Your goal
Nothing but the lines from the top of the data to the line holding "6.71c-.39.39-.39 1.02 0" should be printed, word for word and both ends included; leave the pictures out.

— begin Records for the task —

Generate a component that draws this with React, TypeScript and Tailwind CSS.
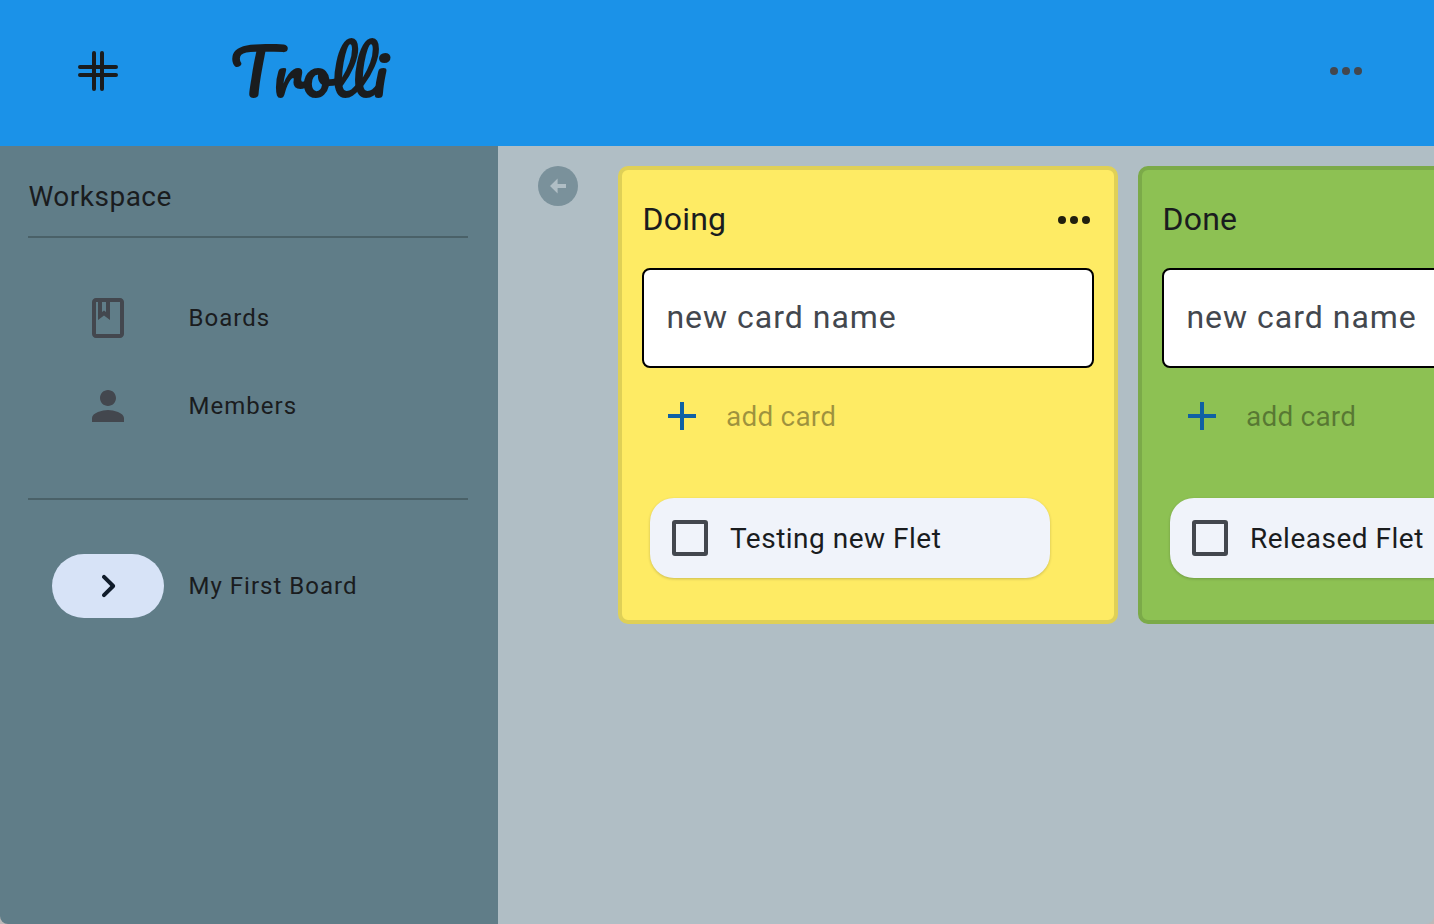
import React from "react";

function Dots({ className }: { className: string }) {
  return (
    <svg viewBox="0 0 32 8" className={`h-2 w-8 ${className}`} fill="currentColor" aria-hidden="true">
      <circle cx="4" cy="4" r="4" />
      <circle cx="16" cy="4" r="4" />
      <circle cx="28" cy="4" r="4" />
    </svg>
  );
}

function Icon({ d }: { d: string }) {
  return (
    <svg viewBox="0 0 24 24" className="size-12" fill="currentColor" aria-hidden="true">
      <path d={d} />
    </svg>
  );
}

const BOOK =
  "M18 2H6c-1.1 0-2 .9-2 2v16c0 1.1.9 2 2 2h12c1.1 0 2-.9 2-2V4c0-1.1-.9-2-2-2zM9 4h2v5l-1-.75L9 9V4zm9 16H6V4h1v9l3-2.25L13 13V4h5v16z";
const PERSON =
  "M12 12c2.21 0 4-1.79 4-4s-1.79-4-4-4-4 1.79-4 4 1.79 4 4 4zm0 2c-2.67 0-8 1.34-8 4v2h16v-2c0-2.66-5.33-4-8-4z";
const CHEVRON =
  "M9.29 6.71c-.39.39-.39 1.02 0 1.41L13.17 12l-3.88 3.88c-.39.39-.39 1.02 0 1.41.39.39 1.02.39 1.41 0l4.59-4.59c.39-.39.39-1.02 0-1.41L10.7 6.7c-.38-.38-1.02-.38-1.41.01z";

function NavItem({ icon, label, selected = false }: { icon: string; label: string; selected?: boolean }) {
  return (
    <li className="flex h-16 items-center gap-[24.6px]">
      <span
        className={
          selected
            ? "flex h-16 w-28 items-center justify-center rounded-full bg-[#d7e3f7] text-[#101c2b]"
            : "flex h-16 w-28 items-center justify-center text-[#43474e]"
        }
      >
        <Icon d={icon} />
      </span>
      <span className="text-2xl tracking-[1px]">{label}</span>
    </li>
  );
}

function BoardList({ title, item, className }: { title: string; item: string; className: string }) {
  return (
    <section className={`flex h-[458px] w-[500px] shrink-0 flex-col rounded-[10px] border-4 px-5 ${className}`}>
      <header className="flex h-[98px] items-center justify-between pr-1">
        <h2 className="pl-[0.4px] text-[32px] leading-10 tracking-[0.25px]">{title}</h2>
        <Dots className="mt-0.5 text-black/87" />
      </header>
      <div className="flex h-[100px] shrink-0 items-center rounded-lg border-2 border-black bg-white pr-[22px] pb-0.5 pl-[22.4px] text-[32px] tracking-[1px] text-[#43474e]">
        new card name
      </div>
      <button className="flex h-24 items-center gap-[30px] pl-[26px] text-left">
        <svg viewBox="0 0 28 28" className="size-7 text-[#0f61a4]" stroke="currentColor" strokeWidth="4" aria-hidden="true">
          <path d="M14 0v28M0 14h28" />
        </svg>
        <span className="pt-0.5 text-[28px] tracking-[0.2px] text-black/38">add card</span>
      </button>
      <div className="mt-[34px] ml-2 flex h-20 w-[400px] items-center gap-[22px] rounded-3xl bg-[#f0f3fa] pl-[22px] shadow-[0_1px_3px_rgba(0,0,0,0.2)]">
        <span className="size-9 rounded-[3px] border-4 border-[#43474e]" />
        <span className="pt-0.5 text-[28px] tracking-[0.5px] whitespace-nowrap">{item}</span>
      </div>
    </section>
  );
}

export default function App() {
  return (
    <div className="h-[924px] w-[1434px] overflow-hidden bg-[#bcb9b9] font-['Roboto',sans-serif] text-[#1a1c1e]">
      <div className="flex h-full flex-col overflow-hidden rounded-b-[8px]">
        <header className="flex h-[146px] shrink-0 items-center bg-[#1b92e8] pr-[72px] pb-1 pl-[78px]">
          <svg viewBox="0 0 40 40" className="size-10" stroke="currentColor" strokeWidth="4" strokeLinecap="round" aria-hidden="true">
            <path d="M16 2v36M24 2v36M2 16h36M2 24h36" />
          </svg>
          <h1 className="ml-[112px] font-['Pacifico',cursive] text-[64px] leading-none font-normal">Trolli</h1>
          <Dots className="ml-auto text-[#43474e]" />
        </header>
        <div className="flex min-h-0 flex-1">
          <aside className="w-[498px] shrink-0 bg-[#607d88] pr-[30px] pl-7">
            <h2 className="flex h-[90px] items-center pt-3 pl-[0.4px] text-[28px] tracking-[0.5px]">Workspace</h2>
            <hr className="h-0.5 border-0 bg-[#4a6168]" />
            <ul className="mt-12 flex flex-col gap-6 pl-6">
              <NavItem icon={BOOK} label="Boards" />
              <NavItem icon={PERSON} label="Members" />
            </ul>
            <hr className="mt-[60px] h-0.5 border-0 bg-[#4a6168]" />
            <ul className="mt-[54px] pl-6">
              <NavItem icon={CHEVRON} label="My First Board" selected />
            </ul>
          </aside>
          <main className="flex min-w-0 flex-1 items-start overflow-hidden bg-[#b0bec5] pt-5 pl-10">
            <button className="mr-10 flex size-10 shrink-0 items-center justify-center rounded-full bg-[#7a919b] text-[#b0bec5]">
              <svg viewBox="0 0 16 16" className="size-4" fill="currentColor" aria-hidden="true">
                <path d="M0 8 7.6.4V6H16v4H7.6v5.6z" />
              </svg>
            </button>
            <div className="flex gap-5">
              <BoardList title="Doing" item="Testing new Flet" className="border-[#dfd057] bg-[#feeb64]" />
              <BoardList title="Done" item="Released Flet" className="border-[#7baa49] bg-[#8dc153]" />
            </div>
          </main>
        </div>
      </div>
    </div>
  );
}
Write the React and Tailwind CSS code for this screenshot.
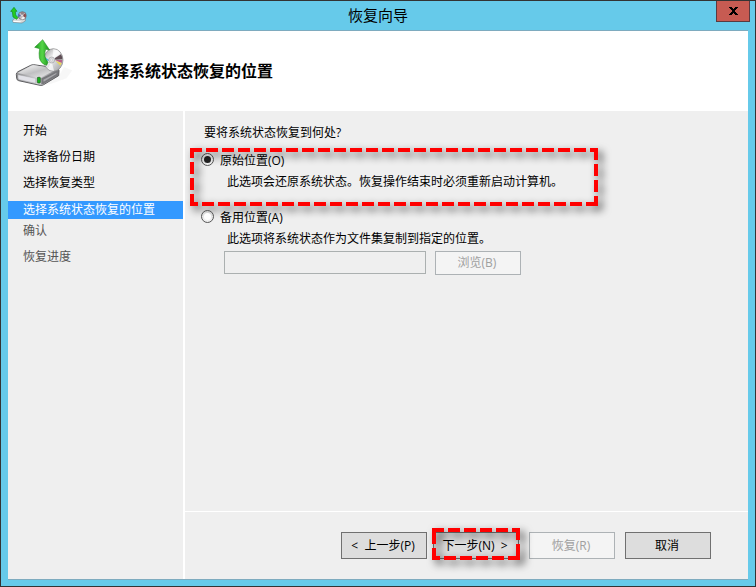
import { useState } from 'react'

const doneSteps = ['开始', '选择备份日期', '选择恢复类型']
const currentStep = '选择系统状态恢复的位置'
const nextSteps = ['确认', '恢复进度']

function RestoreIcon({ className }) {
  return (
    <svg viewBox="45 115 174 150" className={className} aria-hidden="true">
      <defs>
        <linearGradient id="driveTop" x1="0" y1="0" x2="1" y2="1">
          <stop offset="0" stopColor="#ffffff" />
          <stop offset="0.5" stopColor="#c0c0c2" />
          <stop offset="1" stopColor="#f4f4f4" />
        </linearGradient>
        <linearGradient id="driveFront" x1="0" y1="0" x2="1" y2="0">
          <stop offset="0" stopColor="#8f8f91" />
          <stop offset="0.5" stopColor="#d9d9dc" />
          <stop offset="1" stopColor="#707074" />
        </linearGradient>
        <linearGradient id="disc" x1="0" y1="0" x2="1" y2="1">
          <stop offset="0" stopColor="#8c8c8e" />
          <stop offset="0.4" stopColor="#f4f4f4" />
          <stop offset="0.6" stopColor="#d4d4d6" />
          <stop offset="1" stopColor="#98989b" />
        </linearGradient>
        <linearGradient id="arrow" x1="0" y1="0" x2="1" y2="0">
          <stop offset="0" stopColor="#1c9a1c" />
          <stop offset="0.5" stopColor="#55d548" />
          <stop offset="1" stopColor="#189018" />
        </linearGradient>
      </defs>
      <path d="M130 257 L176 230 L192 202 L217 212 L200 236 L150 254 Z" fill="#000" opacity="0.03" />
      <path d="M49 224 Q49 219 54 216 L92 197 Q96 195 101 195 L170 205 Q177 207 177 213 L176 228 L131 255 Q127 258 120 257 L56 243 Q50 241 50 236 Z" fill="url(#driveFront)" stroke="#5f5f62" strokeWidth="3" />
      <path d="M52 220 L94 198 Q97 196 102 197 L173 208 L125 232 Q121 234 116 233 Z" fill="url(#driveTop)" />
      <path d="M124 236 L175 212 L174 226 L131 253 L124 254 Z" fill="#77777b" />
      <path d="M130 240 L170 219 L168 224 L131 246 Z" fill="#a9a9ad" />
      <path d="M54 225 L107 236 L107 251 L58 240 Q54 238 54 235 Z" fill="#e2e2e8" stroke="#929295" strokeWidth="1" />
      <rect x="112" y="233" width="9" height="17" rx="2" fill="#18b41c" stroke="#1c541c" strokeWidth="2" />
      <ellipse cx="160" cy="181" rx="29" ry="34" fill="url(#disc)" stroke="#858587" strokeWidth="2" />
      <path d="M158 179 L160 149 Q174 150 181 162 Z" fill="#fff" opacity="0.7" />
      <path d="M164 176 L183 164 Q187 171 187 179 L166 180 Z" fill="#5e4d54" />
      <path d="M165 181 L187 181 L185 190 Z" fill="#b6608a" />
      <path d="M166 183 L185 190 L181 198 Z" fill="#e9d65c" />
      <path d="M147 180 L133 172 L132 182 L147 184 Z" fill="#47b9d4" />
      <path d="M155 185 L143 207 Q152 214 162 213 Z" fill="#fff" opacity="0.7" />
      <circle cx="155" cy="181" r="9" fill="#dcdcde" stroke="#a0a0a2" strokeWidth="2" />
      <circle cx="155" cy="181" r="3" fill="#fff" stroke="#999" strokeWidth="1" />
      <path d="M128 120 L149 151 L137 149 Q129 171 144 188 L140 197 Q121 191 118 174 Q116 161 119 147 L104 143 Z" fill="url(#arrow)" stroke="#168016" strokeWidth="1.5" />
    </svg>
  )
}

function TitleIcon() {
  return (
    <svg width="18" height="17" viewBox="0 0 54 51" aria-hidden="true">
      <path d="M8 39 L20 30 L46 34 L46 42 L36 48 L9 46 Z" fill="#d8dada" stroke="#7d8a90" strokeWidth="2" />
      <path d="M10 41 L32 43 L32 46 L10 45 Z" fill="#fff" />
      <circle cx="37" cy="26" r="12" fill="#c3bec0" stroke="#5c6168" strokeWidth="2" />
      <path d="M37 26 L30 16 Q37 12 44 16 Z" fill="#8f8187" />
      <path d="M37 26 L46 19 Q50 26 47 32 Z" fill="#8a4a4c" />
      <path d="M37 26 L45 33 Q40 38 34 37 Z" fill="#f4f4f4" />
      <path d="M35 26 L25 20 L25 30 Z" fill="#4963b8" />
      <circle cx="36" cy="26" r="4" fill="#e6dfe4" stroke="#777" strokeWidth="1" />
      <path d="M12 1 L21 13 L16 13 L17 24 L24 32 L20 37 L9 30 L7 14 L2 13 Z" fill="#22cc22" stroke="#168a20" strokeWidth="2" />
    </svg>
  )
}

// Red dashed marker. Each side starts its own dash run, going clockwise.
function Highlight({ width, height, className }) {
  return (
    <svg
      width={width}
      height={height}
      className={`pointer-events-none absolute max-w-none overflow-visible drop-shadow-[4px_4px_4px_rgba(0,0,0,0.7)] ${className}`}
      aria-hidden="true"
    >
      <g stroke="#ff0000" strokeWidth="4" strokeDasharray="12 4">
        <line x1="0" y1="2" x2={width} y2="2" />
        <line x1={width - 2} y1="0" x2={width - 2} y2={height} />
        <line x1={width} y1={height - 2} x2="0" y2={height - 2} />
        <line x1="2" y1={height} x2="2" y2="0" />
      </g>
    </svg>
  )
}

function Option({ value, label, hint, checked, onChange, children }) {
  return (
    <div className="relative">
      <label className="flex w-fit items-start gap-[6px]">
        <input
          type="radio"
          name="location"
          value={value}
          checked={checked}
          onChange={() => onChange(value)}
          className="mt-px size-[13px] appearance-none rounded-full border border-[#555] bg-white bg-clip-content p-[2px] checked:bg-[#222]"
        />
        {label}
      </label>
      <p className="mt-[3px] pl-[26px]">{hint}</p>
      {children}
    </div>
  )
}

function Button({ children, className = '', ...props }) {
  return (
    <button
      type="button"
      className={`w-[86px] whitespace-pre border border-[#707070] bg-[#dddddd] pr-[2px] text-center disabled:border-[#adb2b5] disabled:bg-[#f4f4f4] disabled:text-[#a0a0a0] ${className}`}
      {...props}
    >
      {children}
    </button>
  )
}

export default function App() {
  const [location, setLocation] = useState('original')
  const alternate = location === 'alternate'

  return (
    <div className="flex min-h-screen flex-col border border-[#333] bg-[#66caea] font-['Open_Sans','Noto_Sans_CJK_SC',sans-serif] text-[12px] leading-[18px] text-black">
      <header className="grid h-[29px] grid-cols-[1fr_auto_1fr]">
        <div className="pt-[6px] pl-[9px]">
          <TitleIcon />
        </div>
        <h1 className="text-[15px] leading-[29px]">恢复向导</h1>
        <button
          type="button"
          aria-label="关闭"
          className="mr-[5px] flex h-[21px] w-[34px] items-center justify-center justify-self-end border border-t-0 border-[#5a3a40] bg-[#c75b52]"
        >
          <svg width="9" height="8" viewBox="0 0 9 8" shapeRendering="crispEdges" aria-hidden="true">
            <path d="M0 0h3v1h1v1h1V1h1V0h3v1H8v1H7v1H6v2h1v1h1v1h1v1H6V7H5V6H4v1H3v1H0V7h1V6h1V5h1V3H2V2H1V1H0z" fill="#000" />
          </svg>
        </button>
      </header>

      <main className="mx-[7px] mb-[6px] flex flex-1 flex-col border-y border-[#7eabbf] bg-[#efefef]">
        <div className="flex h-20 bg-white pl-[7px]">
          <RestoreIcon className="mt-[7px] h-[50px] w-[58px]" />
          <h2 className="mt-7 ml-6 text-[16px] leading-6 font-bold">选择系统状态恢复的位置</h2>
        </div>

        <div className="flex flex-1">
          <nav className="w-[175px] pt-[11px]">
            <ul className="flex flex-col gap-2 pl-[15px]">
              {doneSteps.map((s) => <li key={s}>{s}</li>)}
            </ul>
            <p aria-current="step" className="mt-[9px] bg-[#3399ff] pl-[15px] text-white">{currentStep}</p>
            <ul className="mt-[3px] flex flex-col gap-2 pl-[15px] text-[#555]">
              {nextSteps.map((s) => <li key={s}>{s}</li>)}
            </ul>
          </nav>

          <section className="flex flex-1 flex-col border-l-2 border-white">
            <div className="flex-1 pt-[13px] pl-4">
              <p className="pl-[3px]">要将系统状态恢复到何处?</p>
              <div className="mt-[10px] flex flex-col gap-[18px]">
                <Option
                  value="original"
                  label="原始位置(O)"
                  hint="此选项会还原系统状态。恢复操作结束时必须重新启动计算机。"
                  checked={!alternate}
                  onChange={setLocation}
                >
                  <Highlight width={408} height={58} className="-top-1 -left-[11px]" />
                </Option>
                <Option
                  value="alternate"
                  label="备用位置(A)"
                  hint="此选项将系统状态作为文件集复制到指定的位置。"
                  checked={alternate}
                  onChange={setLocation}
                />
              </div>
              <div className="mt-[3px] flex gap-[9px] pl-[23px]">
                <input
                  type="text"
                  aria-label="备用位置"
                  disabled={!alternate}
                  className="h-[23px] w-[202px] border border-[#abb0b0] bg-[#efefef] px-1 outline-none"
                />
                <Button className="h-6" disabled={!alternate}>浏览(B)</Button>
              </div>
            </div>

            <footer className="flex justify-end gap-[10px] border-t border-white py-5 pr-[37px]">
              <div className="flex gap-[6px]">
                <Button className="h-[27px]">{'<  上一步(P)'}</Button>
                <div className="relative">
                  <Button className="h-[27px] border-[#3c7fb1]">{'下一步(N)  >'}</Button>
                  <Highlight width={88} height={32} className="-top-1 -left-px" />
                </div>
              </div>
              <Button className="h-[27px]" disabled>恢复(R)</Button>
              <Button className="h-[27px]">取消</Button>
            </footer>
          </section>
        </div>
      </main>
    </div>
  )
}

— end Records for the task —

Output of the task
Generate a component that draws this with React, TypeScript and Tailwind CSS.
import React from "react";

function Dots({ className }: { className: string }) {
  return (
    <svg viewBox="0 0 32 8" className={`h-2 w-8 ${className}`} fill="currentColor" aria-hidden="true">
      <circle cx="4" cy="4" r="4" />
      <circle cx="16" cy="4" r="4" />
      <circle cx="28" cy="4" r="4" />
    </svg>
  );
}

function Icon({ d }: { d: string }) {
  return (
    <svg viewBox="0 0 24 24" className="size-12" fill="currentColor" aria-hidden="true">
      <path d={d} />
    </svg>
  );
}

const BOOK =
  "M18 2H6c-1.1 0-2 .9-2 2v16c0 1.1.9 2 2 2h12c1.1 0 2-.9 2-2V4c0-1.1-.9-2-2-2zM9 4h2v5l-1-.75L9 9V4zm9 16H6V4h1v9l3-2.25L13 13V4h5v16z";
const PERSON =
  "M12 12c2.21 0 4-1.79 4-4s-1.79-4-4-4-4 1.79-4 4 1.79 4 4 4zm0 2c-2.67 0-8 1.34-8 4v2h16v-2c0-2.66-5.33-4-8-4z";
const CHEVRON =
  "M9.29 6.71c-.39.39-.39 1.02 0 1.41L13.17 12l-3.88 3.88c-.39.39-.39 1.02 0 1.41.39.39 1.02.39 1.41 0l4.59-4.59c.39-.39.39-1.02 0-1.41L10.7 6.7c-.38-.38-1.02-.38-1.41.01z";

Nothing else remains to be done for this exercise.